▶ [Set problem]:
Go through the data and copy every line exactly, but not the images.

** START OF Data **

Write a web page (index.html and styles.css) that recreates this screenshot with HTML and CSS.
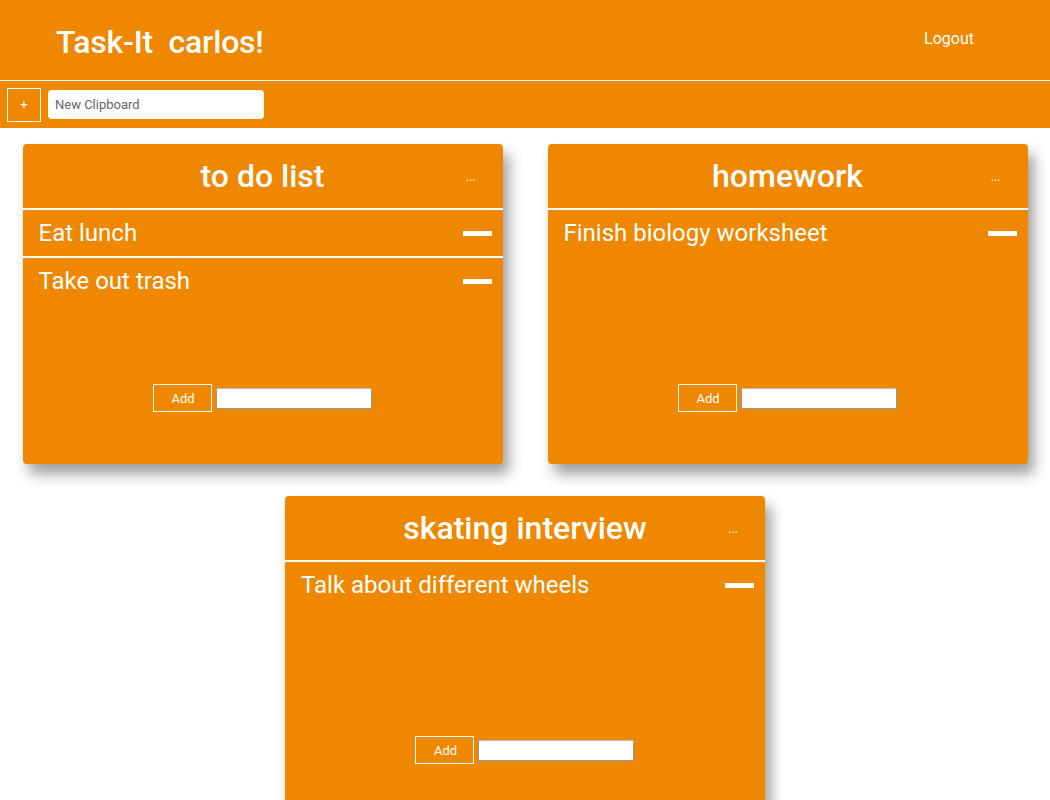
FILE: index.html
```html
<!DOCTYPE html>
<html lang="en">
<head>
    <meta charset="UTF-8">
    <meta name="viewport" content="width=device-width, initial-scale=1.0">
    <title>Task-It</title>
    <link rel="stylesheet" href="styles.css">
</head>
<body>
    <header class="topbar">
        <h1 class="brand">Task-It  carlos!</h1>
        <a class="logout" href="#">Logout</a>
    </header>

    <div class="toolbar">
        <button class="new-btn">+</button>
        <input class="new-input" type="text" placeholder="New Clipboard">
    </div>

    <main class="boards">
        <div class="card">
            <div class="card-head">
                <h2 class="card-title">to do list</h2>
                <span class="more">...</span>
            </div>
            <ul class="items">
                <li><span>Eat lunch</span><span class="remove"></span></li>
                <li><span>Take out trash</span><span class="remove"></span></li>
            </ul>
            <div class="add-row">
                <button class="add-btn">Add</button>
                <input class="add-input" type="text">
            </div>
        </div>

        <div class="card">
            <div class="card-head">
                <h2 class="card-title">homework</h2>
                <span class="more">...</span>
            </div>
            <ul class="items">
                <li><span>Finish biology worksheet</span><span class="remove"></span></li>
            </ul>
            <div class="add-row">
                <button class="add-btn">Add</button>
                <input class="add-input" type="text">
            </div>
        </div>

        <div class="card">
            <div class="card-head">
                <h2 class="card-title">skating interview</h2>
                <span class="more">...</span>
            </div>
            <ul class="items">
                <li><span>Talk about different wheels</span><span class="remove"></span></li>
            </ul>
            <div class="add-row">
                <button class="add-btn">Add</button>
                <input class="add-input" type="text">
            </div>
        </div>
    </main>
</body>
</html>
```

FILE: styles.css
```css
body {
    margin: 0;
    font-family: Roboto, "Liberation Sans", Arial, sans-serif;
    background: #fff;
}

/* Header */
.topbar {
    display: flex;
    justify-content: space-between;
    align-items: center;
    height: 80px;
    background-color: #ef8700;
    border-bottom: 1px solid #fff;
    color: #fff;
}

.brand {
    margin: 0 0 0 56px;
    font-size: 32px;
    font-weight: 500;
    letter-spacing: -0.2px;
    white-space: pre;
    padding-top: 3px;
}

.logout {
    color: #fff;
    text-decoration: none;
    font-size: 16px;
    margin-right: 76px;
    margin-bottom: 4px;
}

/* Toolbar */
.toolbar {
    display: flex;
    align-items: center;
    gap: 7px;
    height: 47px;
    padding-left: 7px;
    background-color: #ef8700;
}

.new-btn {
    width: 34px;
    height: 34px;
    background: transparent;
    border: 1px solid #fff;
    color: #fff;
    font-size: 13px;
    font-family: inherit;
    padding: 0;
}

.new-input {
    width: 216px;
    height: 29px;
    box-sizing: border-box;
    border: none;
    border-radius: 4px;
    padding: 0 7px;
    font-size: 13px;
    font-family: inherit;
}

.new-input::placeholder {
    color: #666;
}

/* Boards */
.boards {
    display: flex;
    flex-wrap: wrap;
    justify-content: center;
    column-gap: 45px;
    row-gap: 32px;
    padding-top: 16px;
}

.card {
    width: 480px;
    height: 320px;
    background-color: #ef8700;
    border-radius: 4px;
    box-shadow: 6px 10px 14px rgba(0, 0, 0, 0.38);
    color: #fff;
}

.card-head {
    position: relative;
    height: 64px;
    border-bottom: 2px solid #fff;
    display: flex;
    align-items: center;
    justify-content: center;
}

.card-title {
    margin: 0;
    font-size: 32px;
    font-weight: 500;
}

.more {
    position: absolute;
    right: 27px;
    top: 26px;
    font-size: 12px;
}

.items {
    list-style: none;
    margin: 0;
    padding: 0;
    height: 174px;
}

.items li {
    display: flex;
    justify-content: space-between;
    align-items: center;
    height: 46px;
    padding: 0 11px 0 16px;
    font-size: 24px;
}

.items li + li {
    border-top: 2px solid #fff;
}

.remove {
    width: 29px;
    height: 5px;
    background: #fff;
}

.add-row {
    display: flex;
    justify-content: center;
    align-items: center;
    gap: 4px;
    padding-right: 1px;
}

.add-btn {
    width: 59px;
    height: 28px;
    background: transparent;
    border: 1px solid #fff;
    color: #fff;
    font-size: 13px;
    font-family: inherit;
    padding: 0 0 0 2px;
}

.add-input {
    width: 156px;
    height: 21px;
    box-sizing: border-box;
    border: 1px solid #999;
    border-top-color: #bbb;
    background: #fff;
}
```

** END OF Data **

▶ [Exercise output]:
Write a web page (index.html and styles.css) that recreates this screenshot with HTML and CSS.
FILE: index.html
```html
<!DOCTYPE html>
<html lang="en">
<head>
    <meta charset="UTF-8">
    <meta name="viewport" content="width=device-width, initial-scale=1.0">
    <title>Task-It</title>
    <link rel="stylesheet" href="styles.css">
</head>
<body>
    <header class="topbar">
        <h1 class="brand">Task-It  carlos!</h1>
        <a class="logout" href="#">Logout</a>
    </header>

    <div class="toolbar">
        <button class="new-btn">+</button>
        <input class="new-input" type="text" placeholder="New Clipboard">
    </div>

    <main class="boards">
        <div class="card">
            <div class="card-head">
                <h2 class="card-title">to do list</h2>
                <span class="more">...</span>
            </div>
            <ul class="items">
                <li><span>Eat lunch</span><span class="remove"></span></li>
                <li><span>Take out trash</span><span class="remove"></span></li>
            </ul>
            <div class="add-row">
                <button class="add-btn">Add</button>
                <input class="add-input" type="text">
            </div>
        </div>

        <div class="card">
            <div class="card-head">
                <h2 class="card-title">homework</h2>
                <span class="more">...</span>
            </div>
            <ul class="items">
                <li><span>Finish biology worksheet</span><span class="remove"></span></li>
            </ul>
            <div class="add-row">
                <button class="add-btn">Add</button>
                <input class="add-input" type="text">
            </div>
        </div>

        <div class="card">
            <div class="card-head">
                <h2 class="card-title">skating interview</h2>
                <span class="more">...</span>
            </div>
            <ul class="items">
                <li><span>Talk about different wheels</span><span class="remove"></span></li>
            </ul>
            <div class="add-row">
                <button class="add-btn">Add</button>
                <input class="add-input" type="text">
            </div>
        </div>
    </main>
</body>
</html>
```

FILE: styles.css
```css
body {
    margin: 0;
    font-family: Roboto, "Liberation Sans", Arial, sans-serif;
    background: #fff;
}

/* Header */
.topbar {
    display: flex;
    justify-content: space-between;
    align-items: center;
    height: 80px;
    background-color: #ef8700;
    border-bottom: 1px solid #fff;
    color: #fff;
}

.brand {
    margin: 0 0 0 56px;
    font-size: 32px;
    font-weight: 500;
    letter-spacing: -0.2px;
    white-space: pre;
    padding-top: 3px;
}

.logout {
    color: #fff;
    text-decoration: none;
    font-size: 16px;
    margin-right: 76px;
    margin-bottom: 4px;
}

/* Toolbar */
.toolbar {
    display: flex;
    align-items: center;
    gap: 7px;
    height: 47px;
    padding-left: 7px;
    background-color: #ef8700;
}

.new-btn {
    width: 34px;
    height: 34px;
    background: transparent;
    border: 1px solid #fff;
    color: #fff;
    font-size: 13px;
    font-family: inherit;
    padding: 0;
}

.new-input {
    width: 216px;
    height: 29px;
    box-sizing: border-box;
    border: none;
    border-radius: 4px;
    padding: 0 7px;
    font-size: 13px;
    font-family: inherit;
}

.new-input::placeholder {
    color: #666;
}

/* Boards */
.boards {
    display: flex;
    flex-wrap: wrap;
    justify-content: center;
    column-gap: 45px;
    row-gap: 32px;
    padding-top: 16px;
}

.card {
    width: 480px;
    height: 320px;
    background-color: #ef8700;
    border-radius: 4px;
    box-shadow: 6px 10px 14px rgba(0, 0, 0, 0.38);
    color: #fff;
}

.card-head {
    position: relative;
    height: 64px;
    border-bottom: 2px solid #fff;
    display: flex;
    align-items: center;
    justify-content: center;
}

.card-title {
    margin: 0;
    font-size: 32px;
    font-weight: 500;
}

.more {
    position: absolute;
    right: 27px;
    top: 26px;
    font-size: 12px;
}

.items {
    list-style: none;
    margin: 0;
    padding: 0;
    height: 174px;
}

.items li {
    display: flex;
    justify-content: space-between;
    align-items: center;
    height: 46px;
    padding: 0 11px 0 16px;
    font-size: 24px;
}

.items li + li {
    border-top: 2px solid #fff;
}

.remove {
    width: 29px;
    height: 5px;
    background: #fff;
}

.add-row {
    display: flex;
    justify-content: center;
    align-items: center;
    gap: 4px;
    padding-right: 1px;
}

.add-btn {
    width: 59px;
    height: 28px;
    background: transparent;
    border: 1px solid #fff;
    color: #fff;
    font-size: 13px;
    font-family: inherit;
    padding: 0 0 0 2px;
}

.add-input {
    width: 156px;
    height: 21px;
    box-sizing: border-box;
    border: 1px solid #999;
    border-top-color: #bbb;
    background: #fff;
}
```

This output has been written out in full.